Document expectations from drivers looking to add support for device
memory tcp or other memory provider based features.
Signed-off-by: Mina Almasry <almasrymina@google.com>
---
Documentation/networking/index.rst | 1 +
Documentation/networking/memory-provider.rst | 52 ++++++++++++++++++++
2 files changed, 53 insertions(+)
create mode 100644 Documentation/networking/memory-provider.rst
diff --git a/Documentation/networking/index.rst b/Documentation/networking/index.rst
index 46c178e564b3..c184e86a6ce1 100644
--- a/Documentation/networking/index.rst
+++ b/Documentation/networking/index.rst
@@ -73,6 +73,7 @@ Contents:
l2tp
lapb-module
mac80211-injection
+ memory-provider
mctp
mpls-sysctl
mptcp
diff --git a/Documentation/networking/memory-provider.rst b/Documentation/networking/memory-provider.rst
new file mode 100644
index 000000000000..4eee3b01eb18
--- /dev/null
+++ b/Documentation/networking/memory-provider.rst
@@ -0,0 +1,52 @@
+.. SPDX-License-Identifier: GPL-2.0
+
+================
+Memory providers
+================
+
+
+Intro
+=====
+
+Device memory TCP, and likely more upcoming features, are reliant in memory
+provider support in the driver.
+
+
+Driver support
+==============
+
+1. The driver must support page_pool. The driver must not do its own recycling
+ on top of page_pool.
+
+2. The driver must support tcp-data-split ethtool option.
+
+3. The driver must use the page_pool netmem APIs.

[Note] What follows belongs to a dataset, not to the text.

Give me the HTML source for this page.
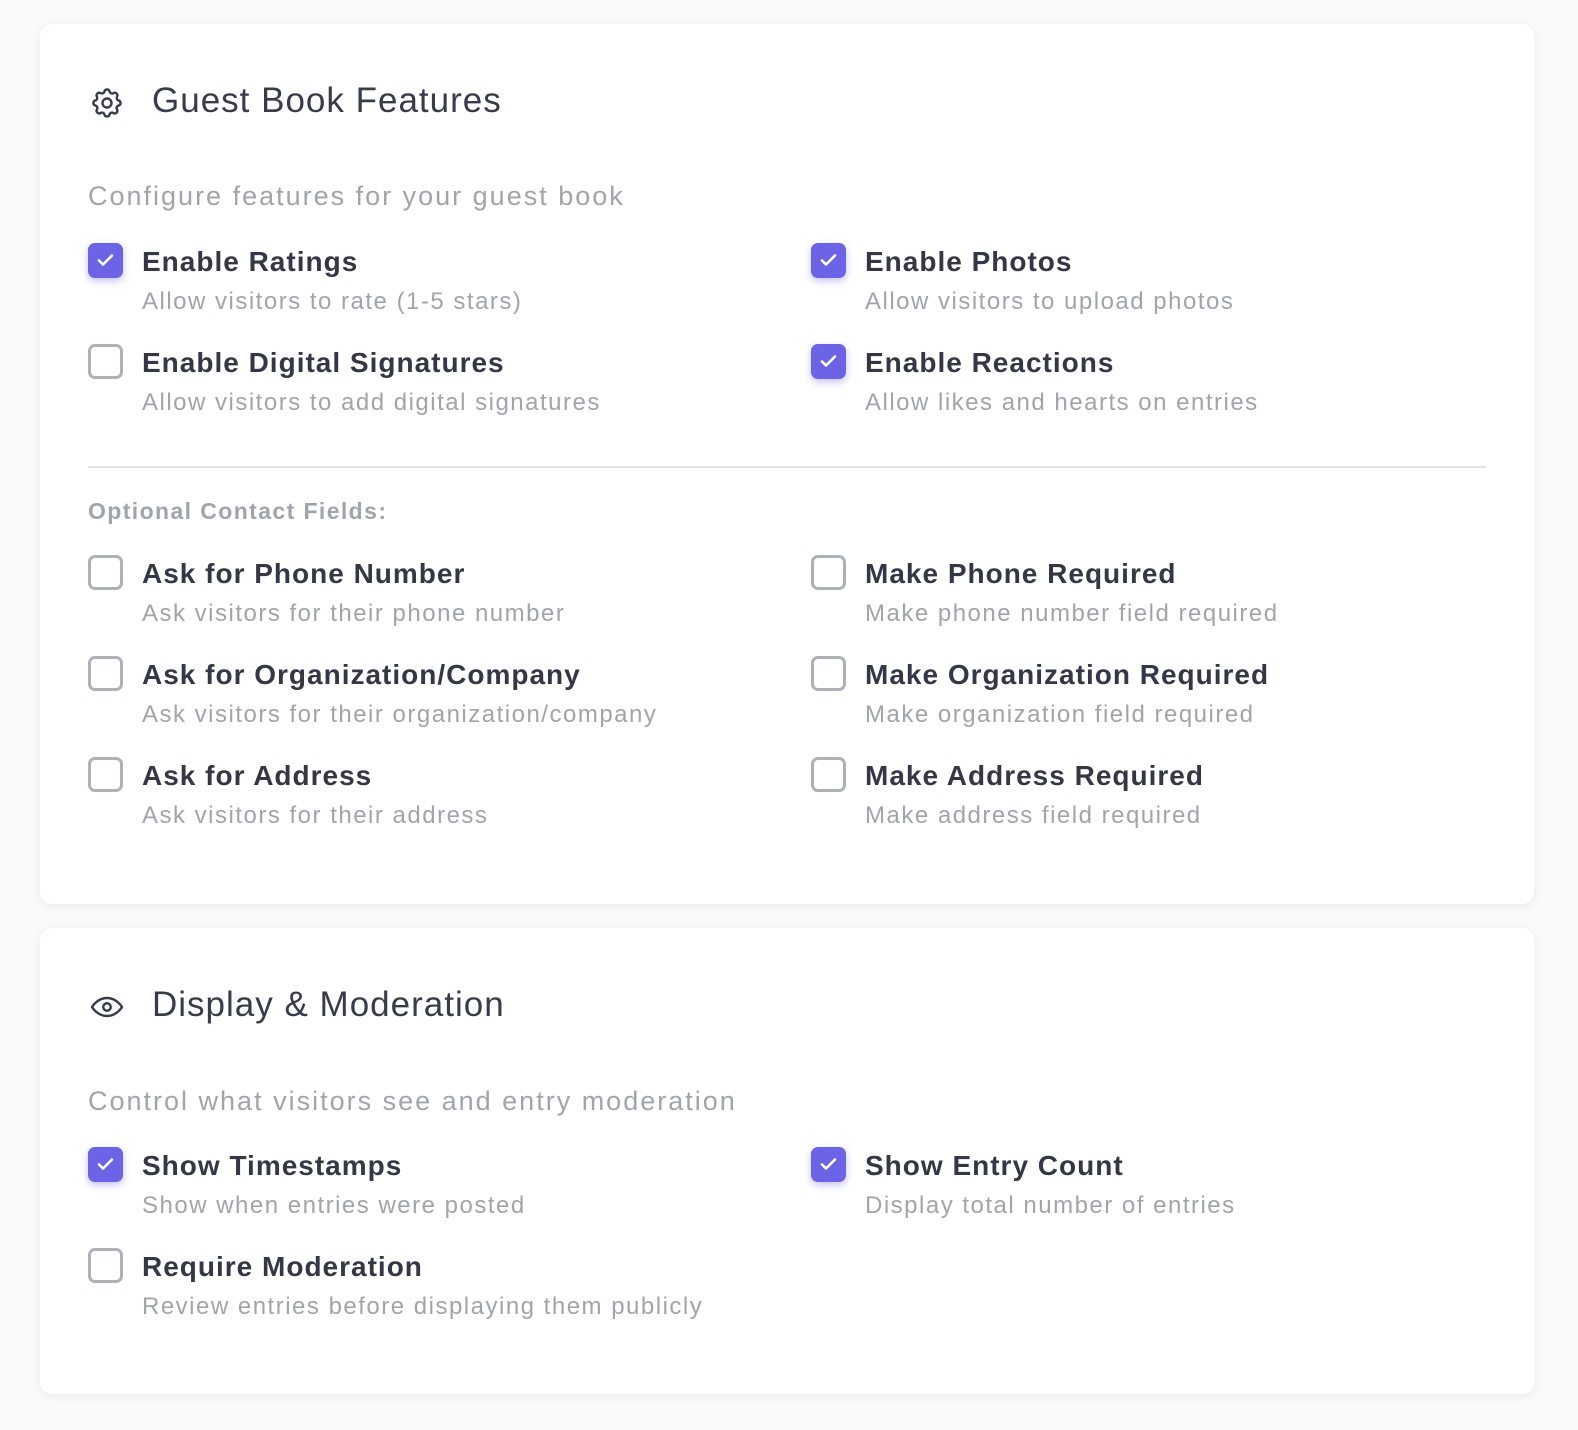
<!DOCTYPE html>
<html><head><style>
*{margin:0;padding:0;box-sizing:border-box}
body{width:1578px;height:1430px;background:#fafafa;font-family:"Liberation Sans",sans-serif;position:relative;overflow:hidden}
.card{position:absolute;left:40px;width:1494px;background:#fff;border-radius:12px;box-shadow:0 2px 10px rgba(0,0,0,0.07)}
.abs{position:absolute;white-space:nowrap}
.title{font-size:35px;color:#3a3a4a;line-height:40px;letter-spacing:1px}
.sub{font-size:27px;color:#a3a3ab;line-height:32px;letter-spacing:2px}
.lab{font-size:28px;font-weight:bold;color:#363646;line-height:32px;letter-spacing:1px}
.desc{font-size:24px;color:#a3a3ab;line-height:28px;letter-spacing:1.5px}
.cb{position:absolute;width:35px;height:35px;border-radius:7px;border:3px solid #b0b0b8;background:#fff}
.cb.on{border:none;background:#6c63e6;box-shadow:0 3px 8px rgba(108,99,230,0.4)}
.cb.on svg{position:absolute;left:9px;top:10px}
.sec{font-size:23px;font-weight:bold;color:#a3a3ab;letter-spacing:1.4px}
</style></head><body>
<div class="card" style="top:24px;height:880px"></div>
<div class="card" style="top:928px;height:466px"></div>

<svg class="abs" style="left:89px;top:85px" width="36" height="36" viewBox="0 0 24 24" fill="none" stroke="#3a3a4a" stroke-width="1.6" stroke-linecap="round" stroke-linejoin="round"><path d="M10.3 4.3c.4-1.8 3-1.8 3.4 0a1.7 1.7 0 0 0 2.6 1.1c1.5-.9 3.300.8 2.4 2.4a1.7 1.7 0 0 0 1 2.5c1.8.4 1.8 3 0 3.4a1.7 1.7 0 0 0-1 2.6c.9 1.5-.9 3.3-2.4 2.4a1.7 1.7 0 0 0-2.6 1c-.4 1.8-3 1.8-3.4 0a1.7 1.7 0 0 0-2.6-1c-1.5.9-3.3-.9-2.4-2.4a1.7 1.7 0 0 0-1-2.6c-1.8-.4-1.8-3 0-3.4a1.7 1.7 0 0 0 1-2.5c-.9-1.6.9-3.3 2.4-2.4 1 .6 2.3.1 2.6-1.1z"/><circle cx="12" cy="12" r="3"/></svg>
<div class="abs title" style="left:152px;top:81px">Guest Book Features</div>
<div class="abs sub" style="left:88px;top:180px">Configure features for your guest book</div>

<svg class="abs" style="left:89px;top:989px" width="36" height="36" viewBox="0 0 24 24" fill="none" stroke="#3a3a4a" stroke-width="1.6" stroke-linecap="round" stroke-linejoin="round"><path d="M2 12s3.5-6 10-6 10 6 10 6-3.5 6-10 6S2 12 2 12z"/><circle cx="12" cy="12" r="2.5"/></svg>
<div class="abs title" style="left:152px;top:985px">Display &amp; Moderation</div>
<div class="abs sub" style="left:88px;top:1085px">Control what visitors see and entry moderation</div>

<div class="abs" style="left:88px;top:466px;width:1398px;height:2px;background:#e4e4e8"></div>
<div class="abs sec" style="left:88px;top:498px">Optional Contact Fields:</div>

<div id="items"></div>
<script>
const ck='<svg width="17" height="14" viewBox="0 0 17 14"><path d="M2 7.5l4 4 9-9" stroke="#fff" stroke-width="2.6" fill="none" stroke-linecap="round" stroke-linejoin="round"/></svg>';
const items=[
[88,243,1,"Enable Ratings","Allow visitors to rate (1-5 stars)"],
[811,243,1,"Enable Photos","Allow visitors to upload photos"],
[88,344,0,"Enable Digital Signatures","Allow visitors to add digital signatures"],
[811,344,1,"Enable Reactions","Allow likes and hearts on entries"],
[88,555,0,"Ask for Phone Number","Ask visitors for their phone number"],
[811,555,0,"Make Phone Required","Make phone number field required"],
[88,656,0,"Ask for Organization/Company","Ask visitors for their organization/company"],
[811,656,0,"Make Organization Required","Make organization field required"],
[88,757,0,"Ask for Address","Ask visitors for their address"],
[811,757,0,"Make Address Required","Make address field required"],
[88,1147,1,"Show Timestamps","Show when entries were posted"],
[811,1147,1,"Show Entry Count","Display total number of entries"],
[88,1248,0,"Require Moderation","Review entries before displaying them publicly"]];
let h='';
for(const [x,y,on,l,d] of items){
h+=`<div class="cb${on?' on':''}" style="left:${x}px;top:${y}px">${on?ck:''}</div>`;
h+=`<div class="abs lab" style="left:${x+54}px;top:${y+3}px">${l}</div>`;
h+=`<div class="abs desc" style="left:${x+54}px;top:${y+45}px">${d}</div>`;
}
document.getElementById('items').innerHTML=h;
</script>
</body></html>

The netmem APIs are
+ currently 1-to-1 mapped with page APIs. Conversion to netmem should be
+ achievable by switching the page APIs to netmem APIs and tracking memory via
+ netmem_refs in the driver rather than struct page * :
+
+ - page_pool_alloc -> page_pool_alloc_netmem
+ - page_pool_get_dma_addr -> page_pool_get_dma_addr_netmem
+ - page_pool_put_page -> page_pool_put_netmem
+
+ Not all page APIs have netmem equivalents at the moment. If your driver
+ relies on a missing netmem API, feel free to add and propose to netdev@ or
+ reach out to almasrymina@google.com for help adding the netmem API.
+
+4. The driver must use the following PP_FLAGS:
+
+ - PP_FLAG_DMA_MAP: netmem is not dma mappable by the driver. The driver
+ must delegate the dma mapping to the page_pool.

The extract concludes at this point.